Bilac observa que o cenário social havia mudado para os olhos das crianças a que se refere. Diz que os “meninos (…) já não encontram pelas ruas (…) o doloroso espetáculo que nos estatelava de surpresa e assombro: as levas de gado humano consignadas à ferocidade dos eitos; pobres mulheres e pobres homens, que traziam no rosto uma máscara de ferro, como prevenção e castigo da intemperança; míseros anciãos cambaios e trêmulos, tendo a alvura da carapinha em contraste com a escuridão da pele, e já meio mortos de velhice e sofrimento, e ainda mourejando de sol a sol, com o cesto sujo à cabeça para o trabalho do ganho; molecotes nus e esqueléticos que chupavam seios sem leite; toda a vasta procissão, enfim, dos abandonados de Deus…”

No campo, Bilac descreve como a realidade também era cruel, e, mostra que lá se ouvia “do romper do sol ao cair da tarde, uma cantilena melancólica que dava calafrios… Era o queixume dos que retalhavam a terra; era o guaiar da raça miserável que cantava o seu infinito desconsolo. E, no chão que o esforço dos escravos lavrava e fertilizava, corria o sangue dos mártires, pedindo misericórdia, clamando vingança, caindo sem cessar, gota a gota, dos corpos suplicados…”

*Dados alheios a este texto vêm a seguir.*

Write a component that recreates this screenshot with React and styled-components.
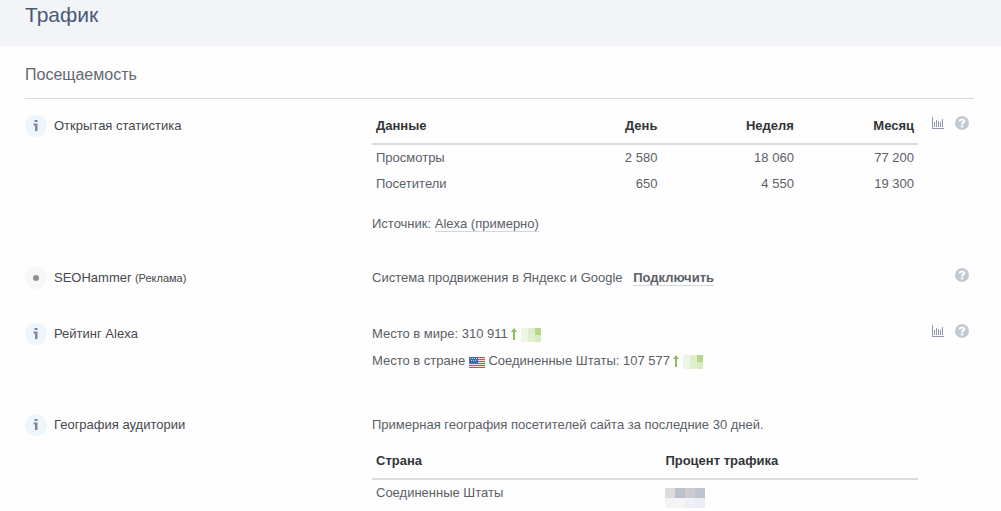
import React from 'react'
import styled, { createGlobalStyle } from 'styled-components'

const views = [
    { name: 'Просмотры', day: '2 580', week: '18 060', month: '77 200' },
    { name: 'Посетители', day: '650', week: '4 550', month: '19 300' },
]

const greenCells = ['#edf6e2', '#dcefc8', '#b5d98a', '#edf6e2', '#dff0cc', '#d6ecbd']
const grayCells = ['#dcdcde', '#bbc1ca', '#cccbd2', '#c0c4d0', '#f3f3f4', '#f5f5f7', '#eff0f4', '#ebedf2']

function InfoIcon() {
    return (
        <Round $color="#edf5fd">
            <svg width="22" height="22" viewBox="0 0 22 22" fill="#7f8794" aria-hidden="true">
                <path d="M9.500 5h3v2h-3zM8.500 8.500h4V16h-2.500v-5.500H8.500z" />
            </svg>
        </Round>
    )
}

function DotIcon() {
    return (
        <Round $color="#f7f7f7">
            <svg width="22" height="22" viewBox="0 0 22 22" aria-hidden="true">
                <circle cx="11" cy="11" r="3" fill="#8f9094" />
            </svg>
        </Round>
    )
}

function Tools({ chart, help }) {
    return (
        <ToolsWrapper>
            {chart && (
                <IconButton aria-label="График">
                    <svg width="12" height="12" viewBox="0 0 12 12" fill="#8d9bad">
                        <path d="M0 0h1v11h11v1H0zM2 5h1v5H2zM4 3h1v7H4zM6 4h1v6H6zM8 5h1v5H8zM10 2h1v8h-1z" />
                    </svg>
                </IconButton>
            )}
            {help && (
                <IconButton aria-label="Помощь">
                    <svg width="14" height="14" viewBox="0 0 14 14" fill="none">
                        <circle cx="7" cy="7" r="7" fill="#c1c9d5" />
                        <path d="M4.600 5.600C4.700 4 5.700 3.500 7 3.500c1.400 0 2.300.7 2.300 1.800C9.300 6.800 7.100 6.600 7.100 8.600" stroke="#fff" strokeWidth="2" />
                        <path d="M6 9.400h2.200v2H6z" fill="#fff" />
                    </svg>
                </IconButton>
            )}
        </ToolsWrapper>
    )
}

function Growth() {
    return (
        <>
            <Arrow width="6" height="14" viewBox="0 0 6 14" aria-hidden="true">
                <path d="M3 0L6 4H4V12H2V4H0z" fill="#8dbd5c" />
            </Arrow>
            <Mosaic width="20" height="14" viewBox="0 0 20 14" aria-hidden="true">
                {greenCells.map((color, key) => (
                    <rect key={key} x={(key % 3) * 7} y={Math.floor(key / 3) * 7} width="7" height="7" fill={color} />
                ))}
            </Mosaic>
        </>
    )
}

function UsFlag() {
    return (
        <Flag width="16" height="13" viewBox="0 0 16 13" role="img" aria-label="США">
            <path d="M0 2h16v11H0z" fill="#f4dede" />
            <path d="M0 2h16v1H0zM0 4h16v1H0zM0 6h16v1H0zM0 8h16v1H0zM0 10h16v1H0zM0 12h16v1H0z" fill="#c9524c" />
            <path d="M0 2h9v6H0z" fill="#3f69b0" />
            <path d="M1 3h1v1H1zM3 3h1v1H3zM5 3h1v1H5zM7 3h1v1H7zM2 5h1v1H2zM4 5h1v1H4zM6 5h1v1H6z" fill="#c5d3ea" />
        </Flag>
    )
}

function App() {
    return (
        <>
            <GlobalStyle />
            <Header>
                <Title>Трафик</Title>
            </Header>
            <Main>
                <Heading>Посещаемость</Heading>
                <Row $bottom={13}>
                    <Label><InfoIcon /><span>Открытая статистика</span></Label>
                    <div>
                        <Table>
                            <thead>
                                <tr>
                                    <Th $width="28%">Данные</Th>
                                    <Th $right $width="25%">День</Th>
                                    <Th $right $width="25%">Неделя</Th>
                                    <Th $right $width="22%">Месяц</Th>
                                </tr>
                            </thead>
                            <tbody>
                                {views.map((item) => (
                                    <tr key={item.name}>
                                        <Td>{item.name}</Td>
                                        <Td $right>{item.day}</Td>
                                        <Td $right>{item.week}</Td>
                                        <Td $right>{item.month}</Td>
                                    </tr>
                                ))}
                            </tbody>
                        </Table>
                        <Source>Источник: <Link href="#alexa">Alexa (примерно)</Link></Source>
                    </div>
                    <Tools chart help />
                </Row>
                <Row $bottom={15}>
                    <Label><DotIcon /><span>SEOHammer <Small>(Реклама)</Small></span></Label>
                    <Text>Система продвижения в Яндекс и Google <Connect href="#connect">Подключить</Connect></Text>
                    <Tools help />
                </Row>
                <Row $bottom={23}>
                    <Label><InfoIcon /><span>Рейтинг Alexa</span></Label>
                    <Ranks>
                        <Text>Место в мире: 310 911<Growth /></Text>
                        <Text>Место в стране <UsFlag /> Соединенные Штаты: 107 577<Growth /></Text>
                    </Ranks>
                    <Tools chart help />
                </Row>
                <Row $bottom={0} $last>
                    <Label><InfoIcon /><span>География аудитории</span></Label>
                    <Geo>
                        <Text>Примерная география посетителей сайта за последние 30 дней.</Text>
                        <Table>
                            <thead>
                                <tr>
                                    <Th $width="53%">Страна</Th>
                                    <Th>Процент трафика</Th>
                                </tr>
                            </thead>
                            <tbody>
                                <tr>
                                    <Td>Соединенные Штаты</Td>
                                    <Td>
                                        <Percent width="40" height="20" viewBox="0 0 40 20" aria-hidden="true">
                                            {grayCells.map((color, key) => (
                                                <rect key={key} x={(key % 4) * 10} y={Math.floor(key / 4) * 10} width="10" height="10" fill={color} />
                                            ))}
                                        </Percent>
                                    </Td>
                                </tr>
                            </tbody>
                        </Table>
                    </Geo>
                </Row>
            </Main>
        </>
    )
}

export default App

const GlobalStyle = createGlobalStyle`
    * {
        box-sizing: border-box;
    }
    body {
        margin: 0;
        background: #fefefe;
        color: #5b6067;
        font: 13px/26px "Liberation Sans", Arial, sans-serif;
    }
`

const Header = styled.header`
    padding: 2px 25px 18px;
    background: #f2f4f8;
`

const Title = styled.h1`
    margin: 0;
    color: #4a5a74;
    font-size: 21px;
    font-weight: normal;
    line-height: 26px;
`

const Main = styled.main`
    padding: 0 27px 0 25px;
`

const Heading = styled.h2`
    margin: 0;
    padding: 16px 0 10px;
    border-bottom: 1px solid #d9dadc;
    color: #626772;
    font-size: 16px;
    font-weight: normal;
    line-height: 26px;
`

const Row = styled.section`
    display: grid;
    grid-template-columns: 347px 1fr 56px;
    padding: 14px 0 ${(props) => props.$bottom}px;
    border-bottom: ${(props) => (props.$last ? 'none' : '1px solid #fafafa')};
`

const Label = styled.div`
    display: flex;
    align-items: center;
    align-self: start;
    gap: 7px;
    color: #45484d;
`

const Round = styled.span`
    display: flex;
    width: 22px;
    height: 22px;
    border-radius: 50%;
    background: ${(props) => props.$color};
`

const Small = styled.small`
    font-size: 11px;
`

const Text = styled.p`
    margin: 0;
`

const Source = styled.p`
    margin: 14px 0 0;
`

const Link = styled.a`
    border-bottom: 1px solid #d3d6da;
    color: inherit;
    text-decoration: none;
`

const Connect = styled(Link)`
    margin-left: 7px;
    font-weight: bold;
`

const Ranks = styled.div`
    display: grid;
    gap: 1px;
`

const Geo = styled.div`
    display: grid;
    gap: 10px;
`

const Table = styled.table`
    width: 100%;
    border-collapse: collapse;
    table-layout: fixed;
`

const Th = styled.th`
    width: ${(props) => props.$width};
    padding: 0 4px 4px;
    border-bottom: 2px solid #dadbdb;
    color: #333538;
    text-align: ${(props) => (props.$right ? 'right' : 'left')};
`

const Td = styled.td`
    padding: 0 4px;
    text-align: ${(props) => (props.$right ? 'right' : 'left')};
    vertical-align: top;
`

const ToolsWrapper = styled.div`
    display: flex;
    align-items: center;
    align-self: start;
    justify-content: flex-end;
    gap: 11px;
    height: 20px;
    padding-right: 5px;
`

const IconButton = styled.button`
    display: flex;
    padding: 0;
    border: 0;
    background: none;
    cursor: pointer;
`

const Arrow = styled.svg`
    margin: 0 4px 0 3px;
    vertical-align: middle;
`

const Mosaic = styled.svg`
    vertical-align: middle;
`

const Flag = styled.svg`
    vertical-align: middle;
`

const Percent = styled.svg`
    display: block;
    margin-top: 8px;
`
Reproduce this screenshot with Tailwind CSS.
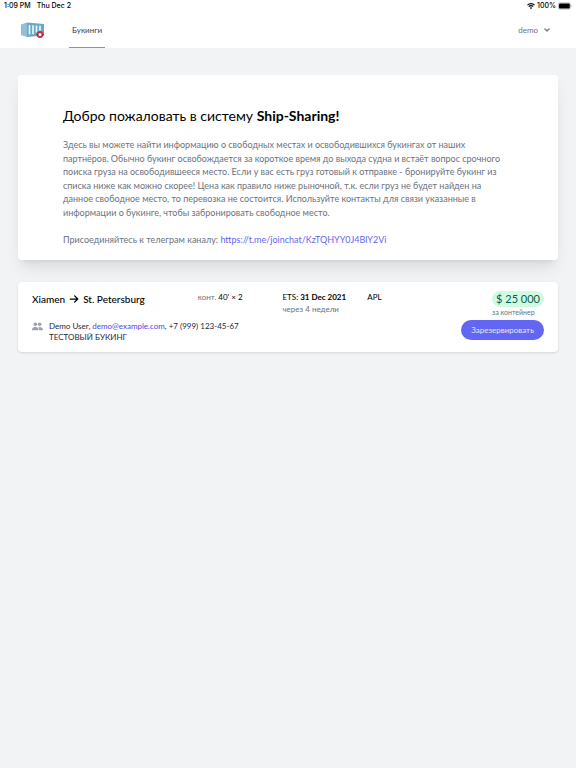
<!DOCTYPE html>
<html lang="ru">
<head>
  <meta charset="utf-8">
  <meta name="viewport" content="width=device-width, initial-scale=1">
  <title>Ship-Sharing</title>
  <script src="https://cdn.jsdelivr.net/npm/@tailwindcss/browser@4"></script>
</head>
<body class="min-h-screen bg-[#f2f3f5] font-[Lato,'Open_Sans',sans-serif] text-[8px] text-black">

  <header class="bg-white">
    <!-- Status bar -->
    <div class="h-3 px-1 flex items-center justify-between font-[Inter,sans-serif] text-[7px] font-medium">
      <div class="flex gap-1.5">
        <span>1:09 PM</span>
        <span>Thu Dec 2</span>
      </div>
      <div class="flex items-center gap-0.5">
        <svg class="w-2 h-2" viewBox="0 0 16 16" fill="none" stroke="currentColor" stroke-width="2.4">
          <path d="M1 6.2a10 10 0 0 1 14 0M3.6 9.2a6.2 6.2 0 0 1 8.8 0" />
          <path d="M8 14.5l-2.4-2.8a3.4 3.4 0 0 1 4.8 0z" fill="currentColor" stroke="none" />
        </svg>
        <span>100%</span>
        <svg class="w-3.5 h-2" viewBox="0 0 28 16">
          <rect x="0.8" y="1.8" width="24" height="12.4" rx="3.4" fill="none" stroke="#777" stroke-width="1" />
          <rect x="2" y="3" width="21.600" height="10" rx="2.2" />
          <path d="M26 6q2 2 0 4z" fill="#777" />
        </svg>
      </div>
    </div>

    <!-- Navigation -->
    <nav class="h-9 pl-5 pr-6 flex items-stretch justify-between">
      <div class="flex gap-[25px]">
        <a href="#" class="flex items-center" aria-label="Ship-Sharing">
          <svg class="w-6 h-5" viewBox="0 0 48 40">
            <path d="M2 9l12-4v29L2 30z" fill="#8fbcd2" />
            <path d="M14 5l34 3v23l-34 3z" fill="#6aa9c6" />
            <path d="M6 8v23M10 7v25" stroke="#a5cbdc" stroke-width="1" />
            <path d="M19 10v19M26 10.500v18M33 11v14M40 11.500v10" stroke="#e9f4f8" stroke-width="3.400" />
            <circle cx="40" cy="29" r="5" fill="#fff" stroke="#c22f43" stroke-width="3.600" />
            <path d="M33 29h3M44 29h3" stroke="#8f2032" stroke-width="2.500" />
          </svg>
        </a>
        <a href="#" class="px-[3px] flex items-center border-b border-[#818cf8] text-gray-700">Букинги</a>
      </div>
      <button class="flex items-center gap-1 text-[#6b7280]">
        demo
        <svg class="w-2.5 h-2.5" viewBox="0 0 20 20" fill="currentColor" stroke="currentColor">
          <path d="M5.300 7.300a1 1 0 0 1 1.400 0L10 10.600l3.300-3.300a1 1 0 1 1 1.400 1.400l-4 4a1 1 0 0 1-1.400 0l-4-4a1 1 0 0 1 0-1.400z" />
        </svg>
      </button>
    </nav>
  </header>

  <main class="px-[18px] pt-[27px] flex flex-col gap-[22px]">
    <section class="bg-white rounded shadow-lg px-[45px] pt-8 pb-[14px]">
      <h1 class="text-[14px] leading-[18px]">Добро пожаловать в систему <b>Ship-Sharing!</b></h1>
      <div class="mt-[13px] text-[9px] leading-normal text-[#6b7280]">
        <p>
          Здесь вы можете найти информацию о свободных местах и освободившихся букингах от наших<br>
          партнёров. Обычно букинг освобождается за короткое время до выхода судна и встаёт вопрос срочного<br>
          поиска груза на освободившееся место. Если у вас есть груз готовый к отправке - бронируйте букинг из<br>
          списка ниже как можно скорее! Цена как правило ниже рыночной, т.к. если груз не будет найден на<br>
          данное свободное место, то перевозка не состоится. Используйте контакты для связи указанные в<br>
          информации о букинге, чтобы забронировать свободное место.
        </p>
        <br>
        <p>Присоединяйтесь к телеграм каналу: <a href="https://t.me/joinchat/KzTQHYY0J4BlY2Vi" class="text-[#6366f1]">https://t.me/joinchat/KzTQHYY0J4BlY2Vi</a></p>
      </div>
    </section>

    <article class="bg-white rounded shadow-sm px-[14px] pt-[9px] pb-[9px] flex justify-between">
      <div class="grow">
        <div class="grid grid-cols-[166fr_85fr_85fr_94fr] leading-[12px]">
          <h2 class="pt-px flex items-center gap-1 self-start text-[10px] leading-[14px] font-medium">
            Xiamen
            <svg class="w-2.5 h-2.5" viewBox="0 0 16 16" fill="none" stroke="currentColor" stroke-width="2" stroke-linecap="round" stroke-linejoin="round">
              <path d="M2 8h12M9 3l5 5-5 5" />
            </svg>
            St. Petersburg
          </h2>
          <p><span class="text-[#6b7280]">конт.</span> 40' × 2</p>
          <div>
            <p>ETS: <b>31 Dec 2021</b></p>
            <p class="text-[#6b7280]">через 4 недели</p>
          </div>
          <p>APL</p>
        </div>
        <div class="mt-1.5 flex gap-1.5 leading-[11px] text-gray-800">
          <svg class="w-[11px] h-[11px] text-gray-400" viewBox="0 0 20 20" fill="currentColor">
            <circle cx="6" cy="6" r="3.200" />
            <circle cx="14" cy="6" r="3.200" />
            <path d="M0 17a6 6 0 0 1 12 0zM13 17a8 8 0 0 0-1.600-5A5.500 5.500 0 0 1 20 17z" />
          </svg>
          <div>
            <p>Demo User, <a href="mailto:demo@example.com" class="text-[#4f46e5]">demo@example.com</a>, +7 (999) 123-45-67</p>
            <p>ТЕСТОВЫЙ БУКИНГ</p>
          </div>
        </div>
      </div>
      <div class="shrink-0 flex flex-col items-end">
        <div>
          <p class="px-1 rounded-full bg-[#d1fae5] text-[11px] leading-4 text-[#065f46]">$ 25 000</p>
          <p class="text-[7px] leading-[10px] text-[#6b7280]">за контейнер</p>
        </div>
        <button class="mt-[3px] h-5 px-2.5 rounded-full bg-[#6366f1] text-indigo-100">Зарезервировать</button>
      </div>
    </article>
  </main>

</body>
</html>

Sua matéria de jornal, que tenta ser otimista por algum aspecto, fecha com uma questão: “Por esse vasto Brasil, quantas vítimas da escravidão não estarão, ainda, no fundo dos calabouços negros, pagando crimes a que foram unicamente levados pelo rebaixamento moral e pelo irrefletido desespero a que os reduzia o egoísmo dos senhores?”

A pergunta mostra a indignação com o fato de a abolição assinada pela princesa ainda não ter, no fundo, acabado com a escravidão 13 anos depois. Mais indignação, porém, causa o fato de essa pergunta não ter sido respondida ainda hoje, mais de 130 anos depois.